Arbitrage is the simultaneous purchase and sale of the same or similar asset on different platforms in order to profit from differences in listed prices. In the case of Sayrafa, people take advantage of the exchange rate difference between the higher rate on the open market and the lower rate on Sayrafa.

Buy-side participants, who include public servants, importers, and ‘select’ individuals and businesses, have benefited from arbitrage trades between the discounted rate offered on the platform and the parallel market rate. The ‘Normalization of Crisis Is No Road for Stabilization’ LEM said that opaque trading and the complete absence of information have led to perceiving Sayrafa as a ‘black box’.
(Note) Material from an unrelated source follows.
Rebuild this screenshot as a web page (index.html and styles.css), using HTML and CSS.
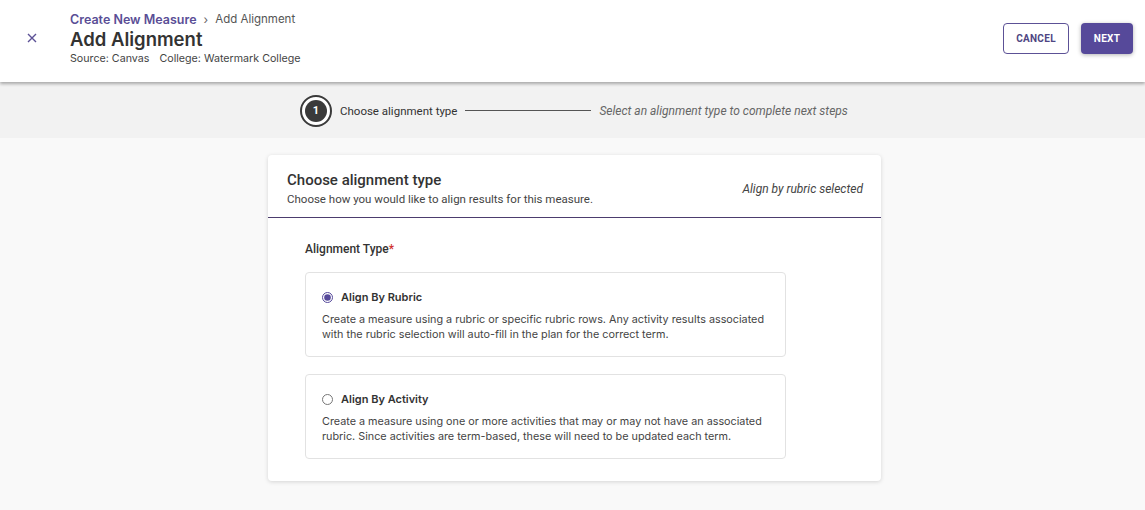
FILE: index.html
```html
<!DOCTYPE html>
<html lang="en">
<head>
    <meta charset="UTF-8">
    <meta name="viewport" content="width=device-width, initial-scale=1.0">
    <title>Add Alignment</title>
    <link rel="stylesheet" href="styles.css">
</head>
<body>
    <header class="topbar">
        <button class="close-btn" aria-label="Close">
            <svg width="10" height="10" viewBox="0 0 10 10"><path d="M1 1L9 9M9 1L1 9" stroke="#5c5196" stroke-width="1.4" fill="none"/></svg>
        </button>
        <div class="title-block">
            <div class="crumbs">
                <a href="#" class="crumb-link">Create New Measure</a>
                <span class="crumb-sep">›</span>
                <span class="crumb-current">Add Alignment</span>
            </div>
            <h1>Add Alignment</h1>
            <div class="meta">
                <span>Source: Canvas</span>
                <span>College: Watermark College</span>
            </div>
        </div>
        <div class="actions">
            <button class="btn btn-outline">CANCEL</button>
            <button class="btn btn-primary">NEXT</button>
        </div>
    </header>

    <div class="stepper">
        <div class="step-circle"><span>1</span></div>
        <span class="step-label">Choose alignment type</span>
        <span class="step-line"></span>
        <span class="step-hint">Select an alignment type to complete next steps</span>
    </div>

    <main class="content">
        <section class="card">
            <div class="card-head">
                <div>
                    <h2>Choose alignment type</h2>
                    <p>Choose how you would like to align results for this measure.</p>
                </div>
                <span class="card-status">Align by rubric selected</span>
            </div>
            <div class="card-body">
                <div class="field-label">Alignment Type<span class="req">*</span></div>

                <label class="option">
                    <div class="option-title">
                        <input type="radio" name="type" checked>
                        <span>Align By Rubric</span>
                    </div>
                    <p>Create a measure using a rubric or specific rubric rows. Any activity results associated with the rubric selection will auto-fill in the plan for the correct term.</p>
                </label>

                <label class="option">
                    <div class="option-title">
                        <input type="radio" name="type">
                        <span>Align By Activity</span>
                    </div>
                    <p>Create a measure using one or more activities that may or may not have an associated rubric. Since activities are term-based, these will need to be updated each term.</p>
                </label>
            </div>
        </section>
    </main>
</body>
</html>
```

FILE: styles.css
```css
body {
    margin: 0;
    font-family: Inter, "Noto Sans", sans-serif;
    background-color: #f9f9f9;
    color: #333;
    height: 510px;
    overflow: hidden;
}
.topbar {
    background-color: white;
    height: 82px;
    box-sizing: border-box;
    display: flex;
    align-items: flex-start;
    padding: 12px 12px 0 24px;
    box-shadow: 0 2px 3px rgba(0, 0, 0, 0.3);
    position: relative;
    z-index: 1;
}
.close-btn {
    background: none;
    border: none;
    padding: 0;
    width: 16px;
    height: 16px;
    margin-top: 18px;
    display: flex;
    align-items: center;
    justify-content: center;
    cursor: pointer;
}
.title-block {
    margin-left: 30px;
}
.crumbs {
    display: flex;
    align-items: center;
    gap: 6px;
    line-height: 15px;
}
.crumb-link {
    color: #5a4e96;
    font-weight: 600;
    font-size: 12.5px;
    text-decoration: none;
}
.crumb-sep {
    color: #666;
    font-size: 12px;
    margin: 0 1px;
}
.crumb-current {
    color: #555;
    font-size: 11.5px;
}
h1 {
    margin: 0;
    font-size: 18.5px;
    font-weight: 600;
    color: #333;
    line-height: 24px;
}
.meta {
    font-size: 10.7px;
    color: #444;
    margin-top: 1px;
    display: flex;
    gap: 10px;
}
.actions {
    margin-left: auto;
    display: flex;
    gap: 12px;
    margin-top: 11px;
}
.btn {
    font-family: Roboto, "Liberation Sans", sans-serif;
    font-size: 10px;
    font-weight: bold;
    letter-spacing: 0.3px;
    height: 31px;
    border-radius: 4px;
    cursor: pointer;
}
.btn-outline {
    background-color: white;
    color: #4f4683;
    border: 1px solid #5c5196;
    width: 66px;
}
.btn-primary {
    background-color: #56499a;
    color: white;
    border: none;
    width: 52px;
    box-shadow: 0 1px 4px rgba(0, 0, 0, 0.3);
}
.stepper {
    background-color: #f2f2f2;
    height: 56px;
    display: flex;
    align-items: center;
    padding-left: 300px;
    padding-top: 1px;
    box-sizing: border-box;
    font-family: Roboto, "Liberation Sans", sans-serif;
    font-size: 11.5px;
}
.step-circle {
    width: 28px;
    height: 28px;
    border: 2px solid #3a3a3a;
    border-radius: 50%;
    display: flex;
    align-items: center;
    justify-content: center;
    background: white;
}
.step-circle span {
    width: 22px;
    height: 22px;
    border-radius: 50%;
    background-color: #3a3a3a;
    color: white;
    font-size: 11px;
    font-weight: bold;
    display: flex;
    align-items: center;
    justify-content: center;
}
.step-label {
    margin-left: 8px;
    color: #333;
}
.step-line {
    width: 126px;
    height: 1px;
    background-color: #555;
    margin: 0 8px;
}
.step-hint {
    font-style: italic;
    font-size: 12px;
    color: #666;
}
.content {
    display: flex;
    justify-content: center;
    padding-top: 17px;
    padding-left: 4px;
}
.card {
    width: 613px;
    background-color: white;
    border-radius: 4px;
    box-shadow: 0 1px 4px rgba(0, 0, 0, 0.15);
}
.card-head {
    display: flex;
    justify-content: space-between;
    align-items: center;
    padding: 16px 18px 11px 19px;
    border-bottom: 1.5px solid #4c3d6e;
    font-family: Roboto, "Liberation Sans", sans-serif;
}
.card-head h2 {
    margin: 0;
    font-size: 15px;
    font-weight: 500;
    color: #333;
    line-height: 19px;
}
.card-head p {
    margin: 2px 0 0;
    font-size: 11.5px;
    color: #444;
}
.card-status {
    font-style: italic;
    font-size: 12px;
    color: #444;
    margin-top: 0;
}
.card-body {
    padding: 24px 37px 22px 37px;
}
.field-label {
    font-family: Roboto, "Liberation Sans", sans-serif;
    font-size: 12px;
    font-weight: 500;
    color: #333;
    margin-bottom: 16px;
}
.req {
    color: #d0312d;
}
.option {
    display: block;
    width: 481px;
    box-sizing: border-box;
    border: 1px solid #e2e2e2;
    border-radius: 4px;
    padding: 17px 14px 14px 16px;
    margin-bottom: 17px;
    cursor: pointer;
}
.option:last-child {
    margin-bottom: 0;
}
.option-title {
    display: flex;
    align-items: center;
    font-size: 11px;
    font-weight: 600;
    color: #333;
}
.option-title input {
    width: 11px;
    height: 11px;
    margin: 0 8px 0 0;
    accent-color: #56499a;
}
.option p {
    margin: 8px 0 0;
    font-size: 10.8px;
    line-height: 15px;
    color: #444;
}
```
The arbitrage profits are losses to the balance sheet of the Central Bank (BDL) whose interventions on Sayrafa are depleting its reserves and weakening its balance sheet while only leading to short-lived appreciations of the lira. According to the report, the survival of Sayrafa hinges on BDL’s ability to supply dollars which most likely originate from its own reserves. This is because businesses and individuals trading on the platform have no economic incentives to sell dollars at the Sayrafa rate since they can sell them at a more favorable exchange rate in the parallel market.

“BDL, facing hard currency supply constraints, has mostly relied on dwindling gross foreign exchange reserves to supply dollars through the platform to temporarily prop up the currency. More recently, BDL has taken to using printed local currency to buy US dollars on the parallel market before interventions on the Sayrafa platform, sharpening exchange rate volatility. Whether at the expense of burning through remaining reserves, or further depreciating the currency, such monetary tools have proven ineffective and highly costly,” the World Bank said.

Substantial increases in trading volumes on Sayrafa have been occurring in tandem with precipitous decreases in BDL’s remaining gross usable reserves. Its gross reserves plunged by $4.82 billion from July 2021 to January 2023, which indicates that BDL used its reserves, at least in part, to provide liquidity on the platform, according to LEM.

“Notwithstanding the sizeable volume of transactions on the platform, the goal of unifying exchange rates continues to be elusive due to the rationing and severe shortage in foreign exchange supply on the platform, and the lack of a credible macro-framework. In fact, the platform has added yet another exchange rate to a highly taxing multiple exchange rate system that continues to create distortions and rent-seeking opportunities,” the World Bank said.